To begin, I like to create one of the charts, so I’ll start with Sales by Year by Category.
Next, place the second measure (in this case, Profit Ratio) on the Rows Shelf.
At this point, we have two individual bar charts on two rows. There are two ways we can convert these two separate bar charts into a dual-axis bar chart. First, and the way most people learn, is to click the second measure pill on the Rows Shelf, and choose “Dual Axis”.
The second, and slightly more efficient method, is to hover over the axis of the second row. While hovering, a green triangle will appear in the upper left-hand corner of the axis. You can left-click on the green triangle and drag it to the opposite axis of the left axis on the first row.

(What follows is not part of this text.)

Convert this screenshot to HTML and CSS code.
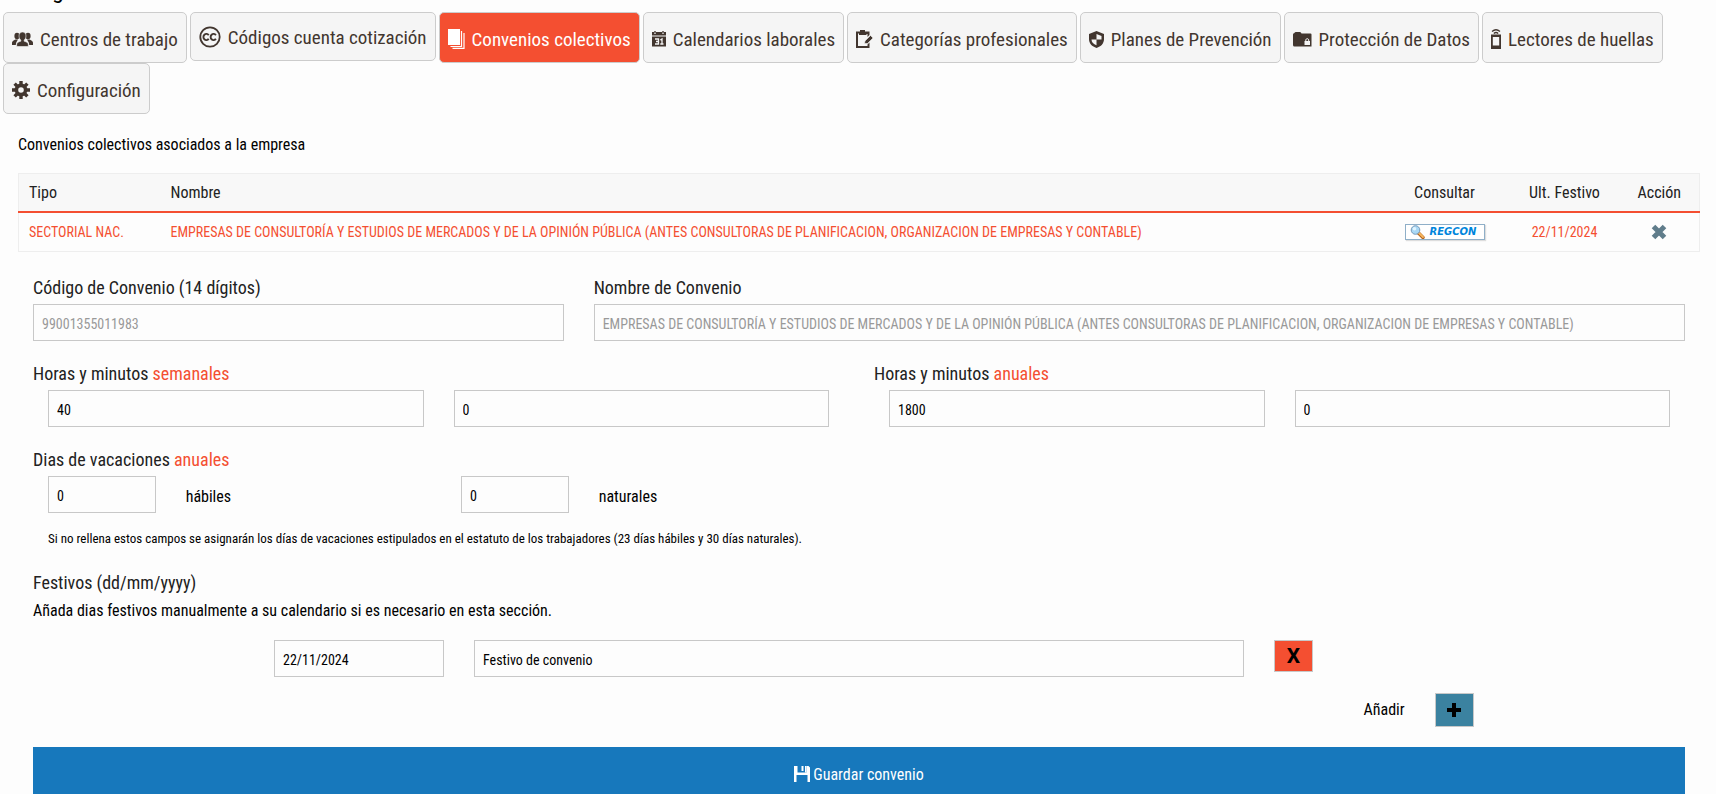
FILE: index.html
```html
<!DOCTYPE html>
<html lang="es">
<head>
  <meta charset="UTF-8">
  <meta name="viewport" content="width=device-width, initial-scale=1.0">
  <title>Convenios colectivos</title>
  <link rel="stylesheet" href="styles.css">
</head>
<body>

<header class="page-title">
  <h1>Configuración</h1>
</header>

<nav class="tabs">
  <button type="button" class="tab">
    <svg width="21" height="15" viewBox="0 0 21 15" fill="currentColor">
      <ellipse cx="5" cy="4" rx="2.6" ry="3.2"/><ellipse cx="16" cy="4" rx="2.6" ry="3.2"/>
      <path d="M0 13V10.500Q0 8.800 3.300 7.500H6L4.800 9.500Q3.800 10.500 3.800 13ZM21 13V10.500Q21 8.800 17.700 7.500H15L16.200 9.500Q17.200 10.500 17.200 13Z"/>
      <path d="M10.500 0C8.300 0 7 1.500 7 4C7 5.800 7.800 7.300 8.800 8V9.200C6.200 10 4.700 10.700 4.700 12.200V14.500H16.300V12.200C16.300 10.700 14.800 10 12.200 9.200V8C13.200 7.300 14 5.800 14 4C14 1.500 12.700 0 10.500 0Z" stroke="#f5f5f5" stroke-width=".6"/>
    </svg>
    <span>Centros de trabajo</span>
  </button>
  <button type="button" class="tab tab-short">
    <svg width="22" height="22" viewBox="0 0 22 22" fill="none" stroke="currentColor">
      <circle cx="11" cy="11" r="9.700" stroke-width="1.800"/>
      <path d="M9.700 9.200A2.900 3.100 0 1 0 9.700 12.800M16.900 9.200A2.900 3.100 0 1 0 16.900 12.800" stroke-width="1.900"/>
    </svg>
    <span>Códigos cuenta cotización</span>
  </button>
  <button type="button" class="tab active">
    <svg width="17" height="20" viewBox="0 0 17 20">
      <path d="M0 0H12V16H0Z" fill="#fff"/>
      <path d="M13.500 2V17.500H2.500M16 4V19.300H4.500" fill="none" stroke="#fff" stroke-width="1.200"/>
    </svg>
    <span>Convenios colectivos</span>
  </button>
  <button type="button" class="tab">
    <svg width="14" height="16" viewBox="0 0 14 16" fill="currentColor">
      <path d="M0 1H2V3H4V1H10V3H12V1H14V4.500H0ZM0 5.500H14V15.500H0Z"/>
      <path d="M2.300 0H3.700V2.500H2.300ZM10.300 0H11.700V2.500H10.300Z"/>
      <path d="M3 8H6.500V13H3M4 10.500H6.500M8.300 9L10 8V13M8.300 13H11.500" fill="none" stroke="#f5f5f5" stroke-width="1.300"/>
    </svg>
    <span>Calendarios laborales</span>
  </button>
  <button type="button" class="tab">
    <svg width="17" height="18" viewBox="0 0 17 18" fill="currentColor">
      <path d="M0 1.500H4V0H9V1.500H13.500V5L11.500 7V4H10.500V5H3V3.500H2V16H11.500V14.500L13.500 12.500V18H0Z"/>
      <path d="M8.500 13.500L9 11L14.500 5.500L17 8L11.500 13.500Z" stroke="#f5f5f5" stroke-width=".6"/>
    </svg>
    <span>Categorías profesionales</span>
  </button>
  <button type="button" class="tab">
    <svg width="15" height="17" viewBox="0 0 15 17">
      <path d="M7.500 0L15 3V8C15 12.500 12 15.500 7.500 17C3 15.500 0 12.500 0 8V3Z" fill="currentColor"/>
      <path d="M7.500 3L12.500 5V8.500H7.500ZM7.500 8.500V14.300C4.500 13 2.500 11.300 2.500 8.500Z" fill="#f5f5f5"/>
    </svg>
    <span>Planes de Prevención</span>
  </button>
  <button type="button" class="tab">
    <svg width="19" height="15" viewBox="0 0 19 15">
      <path d="M1.500 1Q1.500 0 3 0H7Q8 0 8.500 1.500H17.500Q18.500 1.500 18.500 2.500V14.500H1.500Q0 14.500 0 13V2.500Q0 1 1.500 1Z" fill="currentColor"/>
      <path d="M11.500 9H17V13H11.500Z" fill="#f5f5f5"/>
      <path d="M12.800 9V7.800A1.500 1.500 0 0 1 15.700 7.800V9" fill="none" stroke="#f5f5f5"/>
    </svg>
    <span>Protección de Datos</span>
  </button>
  <button type="button" class="tab">
    <svg width="10" height="20" viewBox="0 0 10 20" fill="none" stroke="currentColor">
      <path d="M1 2.600Q5 -1 9 2.600M2.800 4.500Q5 2.600 7.200 4.500" stroke-width="1.300"/>
      <path d="M0 5.500H10V20H0Z M1.800 8V16.500H8.200V8Z" fill="currentColor" fill-rule="evenodd" stroke="none"/>
    </svg>
    <span>Lectores de huellas</span>
  </button>
  <button type="button" class="tab">
    <svg width="18" height="18" viewBox="0 0 18 18" fill="none" stroke="currentColor">
      <circle cx="9" cy="9" r="4.600" stroke-width="3.600"/>
      <path d="M9 0V3.500M9 14.500V18M0 9H3.500M14.500 9H18M2.600 2.600L5 5M13 13L15.400 15.400M2.600 15.400L5 13M13 5L15.400 2.600" stroke-width="3.400"/>
    </svg>
    <span>Configuración</span>
  </button>
</nav>

<main class="content">
  <h2 class="section-title">Convenios colectivos asociados a la empresa</h2>

  <table class="agreements">
    <thead>
      <tr>
        <th class="col-type">Tipo</th>
        <th>Nombre</th>
        <th class="col-check">Consultar</th>
        <th class="col-date">Ult. Festivo</th>
        <th class="col-action">Acción</th>
      </tr>
    </thead>
    <tbody>
      <tr>
        <td>SECTORIAL NAC.</td>
        <td>EMPRESAS DE CONSULTORÍA Y ESTUDIOS DE MERCADOS Y DE LA OPINIÓN PÚBLICA (ANTES CONSULTORAS DE PLANIFICACION, ORGANIZACION DE EMPRESAS Y CONTABLE)</td>
        <td class="col-check">
          <a href="#" class="regcon">
            <svg width="15" height="14" viewBox="0 0 15 14">
              <path d="M8.500 8L13 12.500" stroke="#b5651d" stroke-width="3.400" stroke-linecap="round"/>
              <path d="M9 8L13 12" stroke="#f8b860" stroke-width="1.800" stroke-linecap="round"/>
              <circle cx="5.500" cy="5" r="4.300" fill="#a9d8f5" stroke="#7799b8"/>
              <circle cx="4.500" cy="3.800" r="1.800" fill="#e2f5ff"/>
            </svg>
            <span>REGCON</span>
          </a>
        </td>
        <td class="col-date">22/11/2024</td>
        <td class="col-action">
          <button type="button" class="row-delete" aria-label="Eliminar">
            <svg width="16" height="16" viewBox="0 0 16 16"><path d="M2.500 2.500L13.500 13.500M13.500 2.500L2.500 13.500" stroke="#607d8b" stroke-width="5"/></svg>
          </button>
        </td>
      </tr>
    </tbody>
  </table>

  <form class="agreement-form">
    <div class="grid">
      <div class="span-4">
        <label class="field-title" for="codigo">Código de Convenio (14 dígitos)</label>
        <input type="text" id="codigo" value="99001355011983" disabled>
      </div>
      <div class="span-8">
        <label class="field-title" for="nombre">Nombre de Convenio</label>
        <input type="text" id="nombre" value="EMPRESAS DE CONSULTORÍA Y ESTUDIOS DE MERCADOS Y DE LA OPINIÓN PÚBLICA (ANTES CONSULTORAS DE PLANIFICACION, ORGANIZACION DE EMPRESAS Y CONTABLE)" disabled>
      </div>
    </div>

    <div class="grid">
      <div class="span-6">
        <label class="field-title" for="horas-sem">Horas y minutos <span class="accent">semanales</span></label>
        <div class="pair">
          <input type="text" id="horas-sem" value="40">
          <input type="text" aria-label="Minutos semanales" value="0">
        </div>
      </div>
      <div class="span-6">
        <label class="field-title" for="horas-anu">Horas y minutos <span class="accent">anuales</span></label>
        <div class="pair">
          <input type="text" id="horas-anu" value="1800">
          <input type="text" aria-label="Minutos anuales" value="0">
        </div>
      </div>
    </div>

    <div class="holidays">
      <h3 class="field-title">Dias de vacaciones <span class="accent">anuales</span></h3>
      <div class="grid holidays-row">
        <input type="text" id="habiles" value="0">
        <label for="habiles" class="span-2">hábiles</label>
        <input type="text" id="naturales" value="0">
        <label for="naturales" class="span-2">naturales</label>
      </div>
      <p class="note">Si no rellena estos campos se asignarán los días de vacaciones estipulados en el estatuto de los trabajadores (23 días hábiles y 30 días naturales).</p>
    </div>

    <div class="festivos">
      <h3 class="field-title">Festivos (dd/mm/yyyy)</h3>
      <p>Añada dias festivos manualmente a su calendario si es necesario en esta sección.</p>
      <div class="grid festivo-row">
        <input type="text" class="span-2" aria-label="Fecha" value="22/11/2024">
        <input type="text" class="span-8" aria-label="Descripción" value="Festivo de convenio">
        <button type="button" class="btn-square btn-remove">X</button>
      </div>
      <div class="grid add-row">
        <label for="add-festivo" class="span-10">Añadir</label>
        <button type="button" id="add-festivo" class="btn-square btn-add">
          <svg width="14" height="14" viewBox="0 0 14 14"><path d="M7 0V14M0 7H14" stroke="#000" stroke-width="4"/></svg>
        </button>
      </div>
    </div>

    <button type="submit" class="btn-save">
      <svg width="16" height="16" viewBox="0 0 16 16" fill="#fff">
        <path d="M0 0H3.500V6.500H12.500V0H14.500L16 1.500V16H13.500V9H2.500V16H0Z"/>
        <path d="M7.500 0H9.500V5H7.500ZM11 0H12.500V6.500H11Z"/>
      </svg>
      <span>Guardar convenio</span>
    </button>
  </form>
</main>

</body>
</html>
```
FILE: styles.css
```css
* {
  box-sizing: border-box;
}

body {
  margin: 0;
  background-color: #fdfdfd;
  color: #000;
  font-family: "Roboto Condensed", "Liberation Sans Narrow", Roboto, sans-serif;
  font-size: 16px;
  line-height: 24px;
}

button,
input {
  font-family: inherit;
}

h1,
h2,
h3,
p {
  margin: 0;
  font-weight: 400;
}

/* only the foot of the title stays in view above the tabs */
.page-title {
  display: flex;
  align-items: flex-end;
  height: 12px;
  padding: 0 3px 12px;
  overflow: hidden;
}

.page-title h1 {
  font-size: 24px;
  line-height: 20px;
}

/* Tabs */
.tabs {
  display: flex;
  flex-wrap: wrap;
  align-items: flex-start;
  column-gap: 3px;
  padding: 0 3px;
}

.tab {
  display: flex;
  align-items: center;
  gap: 7px;
  padding: 15px 8px 10px;
  border: 1px solid #ccc;
  border-radius: 5px;
  background-color: #f5f5f5;
  color: #42362f;
  font-size: 19px;
  line-height: 24px;
}

.tab svg {
  flex: none;
  margin-bottom: 2px;
}

.tab-short {
  padding-top: 13px;
}

.tab.active {
  background-color: #f44f31;
  color: #fff;
}

.content {
  padding: 19px 16px 0 18px;
}

.section-title {
  font-size: 16px;
}

/* Table */
.agreements {
  width: 100%;
  margin-top: 16px;
  border: 1px solid #eee;
  border-collapse: collapse;
  table-layout: fixed;
}

.agreements th {
  height: 38px;
  padding: 1px 10px 0;
  border-bottom: 2px solid #f44f31;
  background-color: #f8f8f8;
  color: #222;
  font-weight: 400;
  text-align: left;
}

.agreements td {
  height: 40px;
  padding: 0 10px;
  color: #f44f31;
  font-size: 14px;
}

.agreements .col-type {
  width: 142px;
}

.agreements .col-check {
  width: 130px;
  text-align: center;
}

.agreements .col-date {
  width: 110px;
  text-align: center;
}

.agreements .col-action {
  width: 80px;
  text-align: center;
}

.regcon {
  display: flex;
  align-items: center;
  gap: 5px;
  width: 80px;
  height: 16px;
  margin: 0 auto;
  padding-left: 4px;
  border: 1px solid #8fafc8;
  background-color: #fff;
  box-shadow: 1px 1px 1px #ddd;
  color: #0085dc;
  font: italic bold 10px/14px "DejaVu Sans", sans-serif;
  text-decoration: none;
}

.row-delete {
  display: block;
  margin: 0 auto;
  padding: 0;
  border: 0;
  background: none;
  line-height: 0;
}

/* Form */
.agreement-form {
  padding: 24px 15px 0;
}

.grid {
  display: grid;
  grid-template-columns: repeat(12, minmax(0, 1fr));
  column-gap: 30px;
}

.span-2 {
  grid-column: span 2;
}

.span-4 {
  grid-column: span 4;
}

.span-6 {
  grid-column: span 6;
}

.span-8 {
  grid-column: span 8;
}

.span-10 {
  grid-column: span 10;
}

.field-title {
  display: block;
  padding-bottom: 4px;
  color: #222;
  font-size: 18px;
  line-height: 24px;
}

.accent {
  color: #f44f31;
}

input[type="text"] {
  display: block;
  width: 100%;
  height: 37px;
  padding: 2px 8px 0;
  border: 1px solid #c8c8c8;
  border-radius: 0;
  background-color: #fdfdfd;
  color: #000;
  font-size: 14px;
}

input[type="text"]:disabled {
  color: #999;
}

.agreement-form > .grid {
  margin-bottom: 21px;
}

.pair {
  display: grid;
  grid-template-columns: 1fr 1fr;
  column-gap: 30px;
  padding: 0 15px;
}

.holidays-row {
  align-items: center;
  padding: 0 15px;
}

.holidays-row label {
  padding-top: 4px;
}

.note {
  padding: 14px 15px 0;
  font-size: 13px;
}

.festivos {
  padding-top: 20px;
}

.festivo-row {
  max-width: 1170px;
  margin: 17px auto 16px;
}

.btn-square {
  display: flex;
  align-items: center;
  justify-content: center;
  width: 39px;
  height: 32px;
  padding: 0;
  border: 1px solid #c8c8c8;
  color: #000;
  font-family: Roboto, sans-serif;
  font-size: 21px;
  font-weight: 700;
}

.btn-remove {
  background-color: #f44f31;
}

.btn-add {
  height: 34px;
  background-color: #3b82a0;
}

.add-row {
  align-items: center;
}

.add-row label {
  text-align: right;
}

.btn-save {
  display: flex;
  align-items: center;
  justify-content: center;
  gap: 3px;
  width: 100%;
  height: 54px;
  margin-top: 20px;
  padding: 0;
  border: 0;
  background-color: #1778bc;
  color: #fff;
  font-size: 16px;
}
```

When you hover over the right side of the chart, Tableau will show you a dashed line; this is where the axis will be drawn after releasing the left mouse key.
In both cases, we end up with a dual-axis bar chart.
This isn’t quite a dual-axis combination chart because the mark type for both charts is bar, with the bars for profit ratio lying on top of the bars for sales. For a dual-axis combination chart, we need a combination of mark types. When you have more than one measure on the Rows Shelf and/or Columns Shelf, each measure gets its own Marks Shelf. This means you can edit the mark types for the measures independently of each other. Here’s how the final view looks after I change the mark type of the Profit Ratio measure from bar to line.
One word of caution when using the line mark type. Lines should only be used when there is a relationship between the data points over time or if they’re being connected by a continuous dimension / measure. Discrete fields are processed in their order on the Rows Shelf or Columns Shelf in Tableau. So for my example, sales and profit ratio are broken down by the Category dimension first, then the Year(Order Date) dimension second. That works, but what if we wanted to break the two measures down by Year(Order Date) first, then Category? Here’s how it looks:
Note that we’re now connecting dots with lines for data points that are not related by time. If you’re ever in this situation, I suggest changing the mark type from line to circle to create a dot plot on the second axis.
Using a dual-axis combination chart to make your user part of the story
For my second way to use a dual-axis combination chart, we will be recreating a portion of my Tableau dashboard, How Does Your Household Income Rank?.
The visualization features a curve that shows how each household income ranks by percentile. This is a common “descriptive” view in that it describes high-level statistics. The real value comes by using the second axis to display where the person using the dashboard ranks on that curve. This makes the end user part of the story and is a much more engaging user experience.
To achieve this effect, I used a parameter built in Tableau that would allow the end user to choose any of the household income options between $2,000 and $450,000. After making the selection, in addition to the descriptive curve, the circle would move to the appropriate place based on the user’s selection. The label would also update with a caption telling the end user what percentile rank their household income is in.
This is a dual-axis combination chart. The curve for the left axis uses a mark type of line, and the circle is a second measure that only displays a circle for the end user’s selection on the right axis. The trick to getting just one circle to show up is a simple formula that computes whether the user’s parameter selection matches the household income value on the Y-axis. Here’s what it looks like:
Once I had this calculation, I built the curve on the left axis and put the measure for the circle on the right axis.
To finalize the view, I synchronized the axes by right-clicking the axis for “Circle” and chose “Synchronize Axis”. This ensures the circle will always line up perfectly with the line on the opposite axis. Lastly, I hid the axis on the right by right-clicking on it and unchecking “Show Header”.
► Related video: Two Types of Data Stories and Tactics for Handling Each
Using a dual-axis to improve the design of a line graph
In my post, 3 Ways to Make Lovely Line Graphs, I provide a few recommendations for making traditional line graphs more engaging in Tableau. One of those approaches involves a dual-axis combination chart; here’s how it’s done. Say you have a line graph showing a sales by month trend:
Now I’ll put the Sales measure on the right axis, synchronize the axes, and change the mark type for the second axis to Area.
At this point we have a dual-axis combination chart with sales by month as a line graph and sales by month as an area chart. To finalize the view, I will hide the right axis and reduce the opacity of the area to 10%.
You can only use the second axis for one purpose at a time, but if you are not using it for one of the first two reasons above, this third application can be an easy way to enhance your traditional line graphs.